Some of the things I most appreciate about Alban Butler, writer of Butler’s Lives of the Saints & source of much of my entertainment, are his incredulity, his withholding of that willing suspension of disbelief in the face of impossible or ridiculous, and his voice of reason while describing the most appalling or improbable acts.
Today, for instance.
Having told us, regarding saints Faustinus and Jovita, that “all the incidents of their reputed “acts” are of doubtful authority”, he goes on to shore up this doubt: “A single feature may be cited to illustrate the extravagance which characterizes these hagiographical romances. When taken to Rome and Naples the martyrs are represented as having baptized …191,128 persons.” That is more people than there are, at this very minute, in Salt Lake City or Providence, Rhode Island or even Huntsville, Alabama, whose population is lately reduced.

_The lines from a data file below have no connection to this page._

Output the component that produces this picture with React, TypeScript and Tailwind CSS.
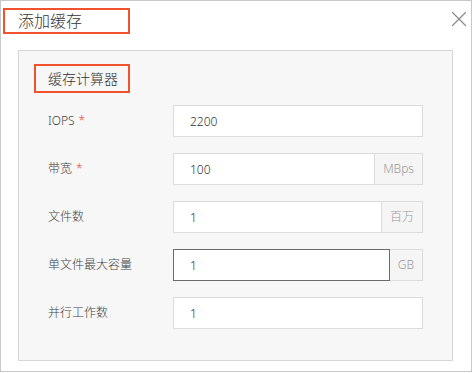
import { X } from "lucide-react";

type Row = {
  label: string;
  value: string;
  required?: boolean;
  addon?: string;
  focused?: boolean;
};

const rows: Row[] = [
  { label: "IOPS", value: "2200", required: true },
  { label: "带宽", value: "100", required: true, addon: "MBps" },
  { label: "文件数", value: "1", addon: "百万" },
  { label: "单文件最大容量", value: "1", addon: "GB", focused: true },
  { label: "并行工作数", value: "1" },
];

function FieldRow({ row }: { row: Row }) {
  return (
    <div className="flex items-center h-8">
      <label className="w-[125px] shrink-0 text-[12px] font-light text-[#444]">
        {row.label}
        {row.required && <span className="ml-1 text-[#e84a3f]">*</span>}
      </label>
      <div className="flex w-[250px] h-8">
        <input
          readOnly
          value={row.value}
          className={
            row.focused
              ? "flex-1 min-w-0 h-8 bg-white border border-[#6b6b6b] pl-4 text-[12px] font-light text-[#333] outline-none"
              : "flex-1 min-w-0 h-8 bg-white border border-[#dcdcdc] pl-4 text-[12px] font-light text-[#333] outline-none"
          }
        />
        {row.addon && (
          <span className="flex items-center px-2 h-8 bg-[#f5f5f5] border border-l-0 border-[#dcdcdc] text-[12px] font-light text-[#999]">
            {row.addon}
          </span>
        )}
      </div>
    </div>
  );
}

export default function App() {
  return (
    <div
      className="w-[472px] h-[372px] bg-white border border-[#c8c8c8] relative"
      style={{ fontFamily: '"Noto Sans", "Noto Sans CJK SC", sans-serif' }}
    >
      <div className="pt-[7px] pl-[2px]">
        <div className="w-[127px] h-[26px] border-2 border-[#f0522d] pl-[13px] flex items-center text-[16px] font-light text-[#333]">
          添加缓存
        </div>
      </div>
      <button className="absolute left-[445px] top-[5px] text-[#8a8a8a]">
        <X size={26} strokeWidth={1.1} />
      </button>

      <div className="ml-[17px] mt-[16px] w-[435px] h-[311px] bg-[#f7f7f7] border border-[#d6d6d6] px-[15px] pt-[13px]">
        <div className="w-[96px] h-[29px] border-2 border-[#f0522d] pl-[12px] flex items-center text-[14px] font-light text-[#333]">
          缓存计算器
        </div>
        <div className="mt-[12px] pl-[14px] flex flex-col gap-4">
          {rows.map((r) => (
            <FieldRow key={r.label} row={r} />
          ))}
        </div>
      </div>
    </div>
  );
}
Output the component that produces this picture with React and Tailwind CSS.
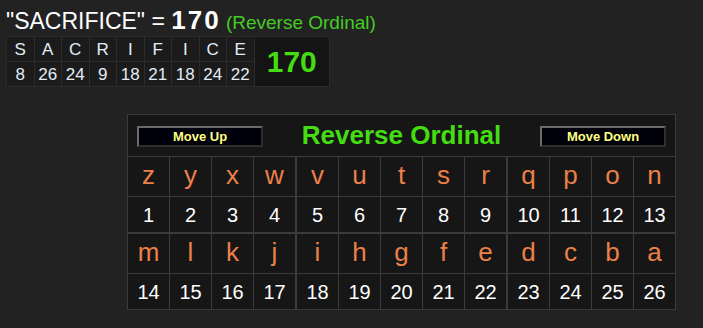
const WORD = [
  ["S", 8], ["A", 26], ["C", 24], ["R", 9], ["I", 18], ["F", 21], ["I", 18], ["C", 24], ["E", 22],
];

const ROWS = [
  ["zyxw", "vutsr", "qpon"],
  ["mlkj", "ihgfe", "dcba"],
];

function val(ch) {
  return 26 - (ch.charCodeAt(0) - 97);
}

function MoveBtn({ children }) {
  return (
    <button className="w-[126px] h-[21px] bg-[#00000a] border-2 border-t-[#6b6b6b] border-l-[#6b6b6b] border-b-[#2e2e2e] border-r-[#2e2e2e] text-[13px] font-bold leading-none text-[#ffff80]">
      {children}
    </button>
  );
}

function Group({ letters, first }) {
  return (
    <div className={first ? "flex" : "flex border-l-2 border-[#3b3b3b]"}>
      {letters.split("").map((ch, i) => (
        <div key={ch} className={i ? "w-[42px] border-l border-[#3b3b3b]" : "w-[41px]"}>
          <div className="h-[40px] border-b border-[#3b3b3b] flex items-center justify-center text-[26px] leading-none text-[#ec8048] pb-[3px]">
            {ch}
          </div>
          <div className="h-[35px] flex items-center justify-center text-[20px] leading-none text-white">
            {val(ch)}
          </div>
        </div>
      ))}
    </div>
  );
}

export default function App() {
  return (
    <div className="w-[703px] h-[328px] bg-[#222222] font-['Liberation_Sans',Arial,sans-serif] overflow-hidden">
      {/* 제목 */}
      <div className="pl-[6px] pt-[1px] h-[36px] flex items-baseline whitespace-pre text-white">
        <span className="text-[23px]">"SACRIFICE" = </span>
        <span className="text-[26px] font-bold tracking-[2px]">170</span>
        <span className="text-[19px] text-[#44cc22]"> (Reverse Ordinal)</span>
      </div>

      {/* 단어 표 */}
      <div className="ml-[6px] flex w-[324px] h-[51px] border border-[#2a2a2a] bg-[#1b1b1b]">
        {WORD.map(([ch, n], i) => (
          <div key={i} className={i ? "w-[27.5px] border-l border-[#2c2c2c]" : "w-[26.5px]"}>
            <div className="h-[25px] border-b border-[#2c2c2c] flex items-center justify-center text-[17px] leading-none text-[#e2ecf6]">
              {ch}
            </div>
            <div className="h-[24px] flex items-center justify-center text-[17px] leading-none text-[#e2ecf6]">
              {n}
            </div>
          </div>
        ))}
        <div className="flex-1 border-l border-[#2c2c2c] bg-[#141414] flex items-center justify-center text-[30px] font-bold leading-none text-[#44dd11]">
          170
        </div>
      </div>

      {/* 알파벳 표 */}
      <div className="ml-[127px] mt-[27px] w-[549px] border border-[#3b3b3b] bg-[#161616]">
        <div className="h-[42px] border-b border-[#3b3b3b] flex items-center justify-between px-[9px] pt-[1px]">
          <MoveBtn>Move Up</MoveBtn>
          <span className="text-[26px] font-bold leading-none text-[#44dd11] pb-[2px]">Reverse Ordinal</span>
          <MoveBtn>Move Down</MoveBtn>
        </div>
        {ROWS.map((row, r) => (
          <div key={r} className={r ? "flex border-t-2 border-[#3b3b3b]" : "flex border-b-0"}>
            {row.map((g, i) => (
              <Group key={g} letters={g} first={i === 0} />
            ))}
          </div>
        ))}
      </div>
    </div>
  );
}
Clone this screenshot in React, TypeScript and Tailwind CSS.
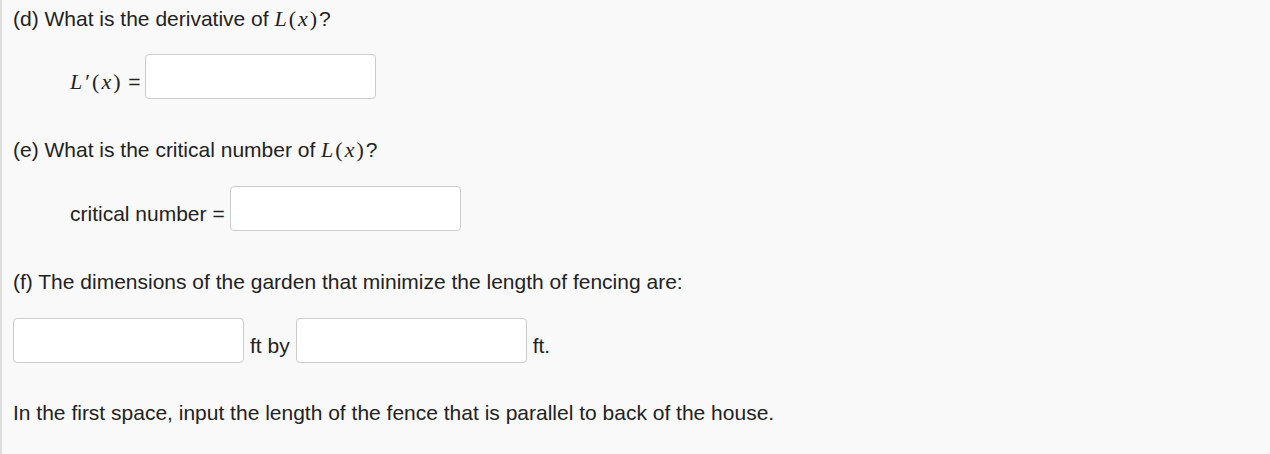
import React from "react";

function Lx({ prime = false }: { prime?: boolean }) {
  return (
    <span className="font-['Liberation_Serif',serif] text-[22px] tracking-[2px]">
      <span className="italic">L</span>
      {prime && <span className="ml-[1px]">′</span>}
      <span>(</span>
      <span className="italic">x</span>
      <span>)</span>
    </span>
  );
}

function Box() {
  return (
    <input
      type="text"
      className="w-[231px] h-[45px] bg-white border border-[#cccccc] rounded-[4px] outline-none"
    />
  );
}

export default function App() {
  return (
    <div className="h-[454px] w-[1270px] bg-[#f9f9f9] border-l-[2px] border-[#dddddd] pl-[11px] font-['Liberation_Sans',Arial,sans-serif] text-[21px] text-[#222222] overflow-hidden">
      <div className="pt-[8px] leading-[22px]">
        (d) What is the derivative of <Lx />?
      </div>
      <div className="mt-[24px] flex items-end pl-[57px]">
        <span className="mr-[4px] pb-[6px] leading-[22px]">
          <Lx prime /> =
        </span>
        <Box />
      </div>

      <div className="mt-[40px] leading-[22px]">
        (e) What is the critical number of <Lx />?
      </div>
      <div className="mt-[25px] flex items-end pl-[57px]">
        <span className="mr-[5px] pb-[6px] leading-[22px]">critical number =</span>
        <Box />
      </div>

      <div className="mt-[40px] leading-[22px]">
        (f) The dimensions of the garden that minimize the length of fencing are:
      </div>
      <div className="mt-[25px] flex items-end">
        <Box />
        <span className="mx-[6px] pb-[6px] leading-[22px]">ft by</span>
        <Box />
        <span className="ml-[6px] pb-[6px] leading-[22px]">ft.</span>
      </div>

      <div className="mt-[39px] leading-[22px]">
        In the first space, input the length of the fence that is parallel to back of the house.
      </div>
    </div>
  );
}
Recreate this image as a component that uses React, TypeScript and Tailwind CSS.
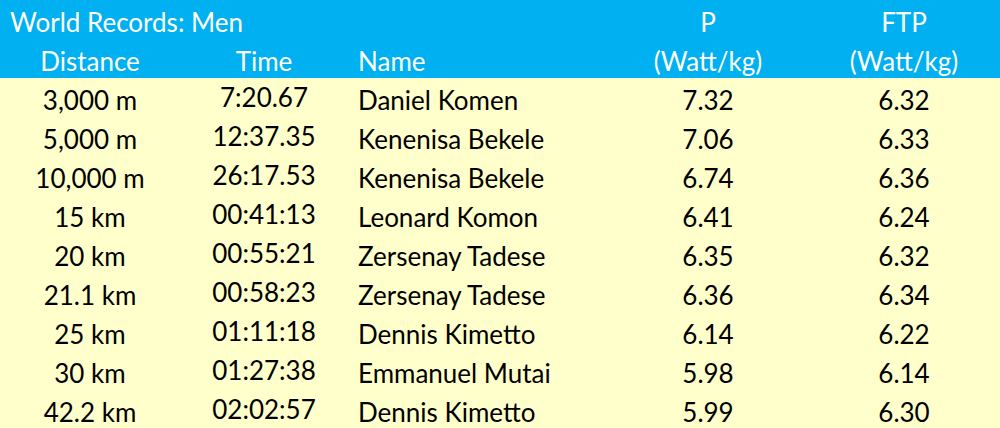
const rows = [
  ["3,000 m", "7:20.67", "Daniel Komen", "7.32", "6.32"],
  ["5,000 m", "12:37.35", "Kenenisa Bekele", "7.06", "6.33"],
  ["10,000 m", "26:17.53", "Kenenisa Bekele", "6.74", "6.36"],
  ["15 km", "00:41:13", "Leonard Komon", "6.41", "6.24"],
  ["20 km", "00:55:21", "Zersenay Tadese", "6.35", "6.32"],
  ["21.1 km", "00:58:23", "Zersenay Tadese", "6.36", "6.34"],
  ["25 km", "01:11:18", "Dennis Kimetto", "6.14", "6.22"],
  ["30 km", "01:27:38", "Emmanuel Mutai", "5.98", "6.14"],
  ["42.2 km", "02:02:57", "Dennis Kimetto", "5.99", "6.30"],
];

export default function App() {
  return (
    <div className="w-[1000px] h-[428px] overflow-hidden bg-[#ffffcc] font-['Lato','Liberation_Sans',sans-serif] text-[26px] leading-none">
      {/* Header */}
      <div className="bg-[#00b0f0] text-white">
        <div className="grid grid-cols-[180px_168px_260px_200px_192px] h-[39px] pt-[4px] items-center">
          <div className="col-span-3 pl-[10px] whitespace-nowrap">World Records: Men</div>
          <div className="text-center">P</div>
          <div className="text-center">FTP</div>
        </div>
        <div className="grid grid-cols-[180px_168px_260px_200px_192px] h-[39px] pt-[4px] items-center">
          <div className="text-center">Distance</div>
          <div className="text-center">Time</div>
          <div className="pl-[10px]">Name</div>
          <div className="text-center">(Watt/kg)</div>
          <div className="text-center">(Watt/kg)</div>
        </div>
      </div>

      {/* Rows */}
      {rows.map((r) => (
        <div
          key={r[0]}
          className="grid grid-cols-[180px_168px_260px_200px_192px] h-[39px] pt-[4px] items-center text-black"
        >
          <div className="text-center">{r[0]}</div>
          <div className="text-center -mt-[6px]">{r[1]}</div>
          <div className="pl-[10px] whitespace-nowrap">{r[2]}</div>
          <div className="text-center">{r[3]}</div>
          <div className="text-center">{r[4]}</div>
        </div>
      ))}
    </div>
  );
}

But I really wanted to share this bit about Saint Walfrid*, a 9th Italian abbot. After a happy marriage that produced 5 sons and a daughter, Walfrid and his wife decided they preferred to enter the monastery and convent. Along with Walfrid came his favorite son, Gimfrid. But just as he was about to make his final vows, Gimfrid got cold feet and fled the abbey. Walfrid prayed for his son’s swift return, and when that didn’t happen he prayed to God to send Gimfrid a sign to forever after remind him of his folly and be a warning for the rest of life.
The same day Gimfrid was found and brought back to the abbey, with the middle finger of his right hand so mutilated that he could never use it again.
Butler does not tell us what Gimfrid was doing that so trashed his middle finger, but we do learn that he never left the abbey again.
*Not to be confused with the Brother Walfrid who founded the Celtic Football Club in 1888.